Monolithic vs. Modular: Monad's Philosophy

Monad represents a strong bet on the integrated (or monolithic) blockchain design. Keone champions the value of a single, shared global state with atomic composability, where all applications interact seamlessly on one layer. This stands in contrast to the modular thesis of Ethereum and its L2s, where execution, data, and settlement are handled by separate, interconnected layers.

Decentralization at Launch: No Kill Switches

Keone confirms Monad will launch as a fully decentralized network with no admin keys, kill switches, or team-controlled multi-sigs. The system's integrity will be enforced entirely by its code and the consensus of its distributed validator set from day one.

The Launch Ecosystem and Tooling

Monad is engineered for full backward compatibility with the EVM. This ensures that essential developer tools, infrastructure, and wallets—including MetaMask, Chainlink, and major stablecoins—will work seamlessly at launch, lowering the barrier to entry for developers and users from the Ethereum ecosystem.

The MON Token and Coinbase Token Sale

Monad is the first project to launch on Coinbase's new token sale platform. Keone explains this decision was driven by a desire for broader and fairer token distribution compared to airdrops, which are often dominated by bots. He views it as a more mature launch process with stringent disclosures, fitting for a mainnet-ready project.

Tokenomics: Issuance, Staking, and Valuation

• Utility: The MON token is used for gas fees and securing the network through staking.
• Staking: In a unique design choice, locked insider tokens are ineligible for staking rewards. This directs the entirety of staking yield to publicly held tokens.
• Issuance: The network has a fixed issuance of 2 billion MON per year on a total supply of 100 billion, creating an initial inflation rate of ~2% that declines over time. This low rate is intended to minimize dilution for token holders who use their assets in DeFi instead of staking.

Monad vs. MegaETH: A Comparison

When compared to MegaETH, another high-performance EVM solution, Keone distinguishes Monad by its unwavering focus on low hardware requirements. While both aim for high throughput, he positions Monad as a chain for everyone to participate in, contrasting with what he suggests is MegaETH's reliance on high-end hardware, similar to the L2's approach of outsourcing decentralization to Ethereum.

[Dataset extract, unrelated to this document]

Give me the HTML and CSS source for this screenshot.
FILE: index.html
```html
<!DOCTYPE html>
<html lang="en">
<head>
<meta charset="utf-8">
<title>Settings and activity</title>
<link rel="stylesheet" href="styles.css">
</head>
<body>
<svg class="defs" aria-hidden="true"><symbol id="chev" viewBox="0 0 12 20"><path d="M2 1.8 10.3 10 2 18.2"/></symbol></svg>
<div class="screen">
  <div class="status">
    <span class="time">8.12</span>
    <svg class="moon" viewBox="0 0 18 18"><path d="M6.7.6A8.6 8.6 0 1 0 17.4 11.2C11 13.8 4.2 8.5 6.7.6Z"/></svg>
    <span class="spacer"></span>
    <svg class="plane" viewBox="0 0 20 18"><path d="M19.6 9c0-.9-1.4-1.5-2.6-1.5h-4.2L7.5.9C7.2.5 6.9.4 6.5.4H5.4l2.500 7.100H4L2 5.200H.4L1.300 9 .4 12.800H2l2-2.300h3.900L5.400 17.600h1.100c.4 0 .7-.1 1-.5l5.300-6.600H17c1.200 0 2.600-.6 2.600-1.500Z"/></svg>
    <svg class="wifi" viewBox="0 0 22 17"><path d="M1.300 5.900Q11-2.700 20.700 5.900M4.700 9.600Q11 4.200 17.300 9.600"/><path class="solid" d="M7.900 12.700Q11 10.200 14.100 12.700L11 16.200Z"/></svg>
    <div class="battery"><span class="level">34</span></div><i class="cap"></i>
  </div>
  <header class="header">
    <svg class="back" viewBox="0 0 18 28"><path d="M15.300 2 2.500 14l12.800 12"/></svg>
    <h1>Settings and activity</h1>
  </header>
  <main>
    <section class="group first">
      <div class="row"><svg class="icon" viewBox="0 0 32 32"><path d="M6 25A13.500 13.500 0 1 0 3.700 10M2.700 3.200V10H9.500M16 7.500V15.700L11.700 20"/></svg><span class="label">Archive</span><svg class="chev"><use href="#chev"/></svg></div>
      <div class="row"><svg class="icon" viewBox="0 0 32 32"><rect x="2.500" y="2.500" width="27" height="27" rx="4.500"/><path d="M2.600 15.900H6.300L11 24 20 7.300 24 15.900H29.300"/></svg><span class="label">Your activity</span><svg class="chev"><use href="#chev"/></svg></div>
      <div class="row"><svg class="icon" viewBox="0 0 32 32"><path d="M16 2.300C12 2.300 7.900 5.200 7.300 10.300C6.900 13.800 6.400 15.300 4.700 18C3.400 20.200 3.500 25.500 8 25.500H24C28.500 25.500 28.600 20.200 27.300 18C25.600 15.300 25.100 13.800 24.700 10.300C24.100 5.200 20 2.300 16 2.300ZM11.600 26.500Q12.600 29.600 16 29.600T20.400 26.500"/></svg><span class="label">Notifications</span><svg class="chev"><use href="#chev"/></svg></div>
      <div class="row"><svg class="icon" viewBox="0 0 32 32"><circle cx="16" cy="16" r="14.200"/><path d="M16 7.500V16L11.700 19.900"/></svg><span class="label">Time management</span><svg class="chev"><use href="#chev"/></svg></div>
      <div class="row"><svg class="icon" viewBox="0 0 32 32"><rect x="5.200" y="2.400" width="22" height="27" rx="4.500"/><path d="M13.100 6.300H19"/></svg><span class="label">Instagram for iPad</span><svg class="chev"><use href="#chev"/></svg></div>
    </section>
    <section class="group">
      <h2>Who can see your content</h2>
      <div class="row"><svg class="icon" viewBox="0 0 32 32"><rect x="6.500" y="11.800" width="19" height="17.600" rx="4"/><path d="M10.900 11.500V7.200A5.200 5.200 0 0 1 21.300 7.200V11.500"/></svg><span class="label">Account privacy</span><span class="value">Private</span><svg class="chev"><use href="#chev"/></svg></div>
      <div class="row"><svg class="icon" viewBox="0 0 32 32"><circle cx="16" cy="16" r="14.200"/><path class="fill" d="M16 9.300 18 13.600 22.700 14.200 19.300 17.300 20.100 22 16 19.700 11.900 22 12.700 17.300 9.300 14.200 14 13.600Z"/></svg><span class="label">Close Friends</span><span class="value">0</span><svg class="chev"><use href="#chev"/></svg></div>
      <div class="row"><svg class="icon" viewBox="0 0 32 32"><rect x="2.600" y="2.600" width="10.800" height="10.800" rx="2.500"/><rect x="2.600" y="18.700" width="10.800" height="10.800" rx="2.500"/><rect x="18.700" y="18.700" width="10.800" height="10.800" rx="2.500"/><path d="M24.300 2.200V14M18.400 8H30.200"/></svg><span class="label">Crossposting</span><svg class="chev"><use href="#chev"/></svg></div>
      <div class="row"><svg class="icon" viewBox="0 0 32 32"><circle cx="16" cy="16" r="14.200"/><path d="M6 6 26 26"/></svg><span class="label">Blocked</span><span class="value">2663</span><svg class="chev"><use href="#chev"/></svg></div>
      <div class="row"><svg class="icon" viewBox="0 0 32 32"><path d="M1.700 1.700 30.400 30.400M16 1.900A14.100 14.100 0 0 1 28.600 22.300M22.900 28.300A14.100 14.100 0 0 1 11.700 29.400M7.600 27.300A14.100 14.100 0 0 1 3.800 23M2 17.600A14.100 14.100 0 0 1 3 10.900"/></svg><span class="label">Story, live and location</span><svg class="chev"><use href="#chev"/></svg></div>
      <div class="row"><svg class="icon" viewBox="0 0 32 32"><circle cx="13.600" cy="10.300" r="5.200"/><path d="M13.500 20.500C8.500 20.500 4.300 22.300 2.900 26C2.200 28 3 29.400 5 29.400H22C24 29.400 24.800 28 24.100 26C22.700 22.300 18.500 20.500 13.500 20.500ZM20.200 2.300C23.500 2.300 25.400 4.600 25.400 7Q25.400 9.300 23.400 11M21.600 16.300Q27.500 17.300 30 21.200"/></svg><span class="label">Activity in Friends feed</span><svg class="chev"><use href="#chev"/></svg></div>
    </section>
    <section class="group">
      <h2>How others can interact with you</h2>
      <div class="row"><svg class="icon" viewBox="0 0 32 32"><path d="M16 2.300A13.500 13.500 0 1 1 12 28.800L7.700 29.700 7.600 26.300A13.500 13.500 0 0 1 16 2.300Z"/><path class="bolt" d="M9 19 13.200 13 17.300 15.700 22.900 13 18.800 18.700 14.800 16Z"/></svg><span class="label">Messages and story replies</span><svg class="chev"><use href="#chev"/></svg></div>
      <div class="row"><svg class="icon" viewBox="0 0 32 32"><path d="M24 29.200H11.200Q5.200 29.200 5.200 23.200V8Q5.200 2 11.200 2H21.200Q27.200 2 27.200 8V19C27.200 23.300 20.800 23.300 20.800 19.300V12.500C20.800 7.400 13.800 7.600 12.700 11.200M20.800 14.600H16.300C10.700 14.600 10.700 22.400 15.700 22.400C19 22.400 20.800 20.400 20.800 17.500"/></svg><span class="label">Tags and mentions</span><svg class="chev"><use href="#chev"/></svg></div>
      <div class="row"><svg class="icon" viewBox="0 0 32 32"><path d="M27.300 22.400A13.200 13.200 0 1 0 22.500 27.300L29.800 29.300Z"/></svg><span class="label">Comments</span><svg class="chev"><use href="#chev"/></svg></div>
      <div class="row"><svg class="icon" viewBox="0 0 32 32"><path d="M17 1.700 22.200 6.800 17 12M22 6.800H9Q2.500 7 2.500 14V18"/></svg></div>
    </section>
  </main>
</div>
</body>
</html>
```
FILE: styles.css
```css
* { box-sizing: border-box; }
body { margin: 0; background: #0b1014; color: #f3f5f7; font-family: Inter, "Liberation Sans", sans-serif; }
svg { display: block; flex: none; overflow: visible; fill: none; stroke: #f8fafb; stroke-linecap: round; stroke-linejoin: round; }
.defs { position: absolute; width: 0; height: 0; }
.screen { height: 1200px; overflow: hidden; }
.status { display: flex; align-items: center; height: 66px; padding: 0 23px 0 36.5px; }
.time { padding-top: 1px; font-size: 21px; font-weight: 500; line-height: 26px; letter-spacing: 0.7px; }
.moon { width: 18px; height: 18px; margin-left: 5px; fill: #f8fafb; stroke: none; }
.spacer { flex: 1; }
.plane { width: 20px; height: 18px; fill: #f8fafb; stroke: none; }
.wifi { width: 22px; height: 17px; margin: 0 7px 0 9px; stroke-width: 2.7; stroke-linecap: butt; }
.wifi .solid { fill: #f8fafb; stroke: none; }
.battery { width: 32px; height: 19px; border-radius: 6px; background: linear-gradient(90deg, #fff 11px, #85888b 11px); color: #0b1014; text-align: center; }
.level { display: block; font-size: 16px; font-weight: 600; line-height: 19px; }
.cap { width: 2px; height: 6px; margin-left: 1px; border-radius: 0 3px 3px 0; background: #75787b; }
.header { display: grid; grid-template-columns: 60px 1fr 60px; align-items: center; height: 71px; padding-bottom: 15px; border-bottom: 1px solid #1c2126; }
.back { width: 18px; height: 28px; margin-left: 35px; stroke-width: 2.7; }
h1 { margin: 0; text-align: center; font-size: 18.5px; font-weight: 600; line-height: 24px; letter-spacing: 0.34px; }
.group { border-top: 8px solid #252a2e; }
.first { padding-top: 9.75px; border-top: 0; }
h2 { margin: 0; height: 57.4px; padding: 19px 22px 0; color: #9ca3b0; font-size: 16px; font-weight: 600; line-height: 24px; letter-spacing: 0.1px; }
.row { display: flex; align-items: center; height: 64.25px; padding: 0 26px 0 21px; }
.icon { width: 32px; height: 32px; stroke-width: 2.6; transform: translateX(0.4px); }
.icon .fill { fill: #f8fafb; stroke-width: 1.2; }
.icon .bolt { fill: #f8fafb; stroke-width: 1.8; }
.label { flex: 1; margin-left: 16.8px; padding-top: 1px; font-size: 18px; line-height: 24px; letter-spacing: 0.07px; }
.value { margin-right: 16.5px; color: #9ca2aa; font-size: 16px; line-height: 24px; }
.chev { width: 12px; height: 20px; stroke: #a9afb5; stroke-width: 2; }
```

The Vision for 2030 and Potential Failure Modes

• Success Scenario: By 2030, Monad powers breakout decentralized applications used globally, providing widespread access to competitive financial tools like dollar-based assets and yield markets.
• Failure Scenario: The primary risk is that the market ultimately decides it does not value the properties Monad champions—namely, the combination of high performance and deep decentralization within a single, integrated architecture.

Conclusion

Monad's launch tests the thesis that a re-engineered, parallelized EVM can deliver elite performance while upholding decentralization on consumer hardware. Investors should monitor its ability to attract liquidity and developers from both the modular L2 ecosystem and competing high-performance L1s to validate this integrated scaling approach.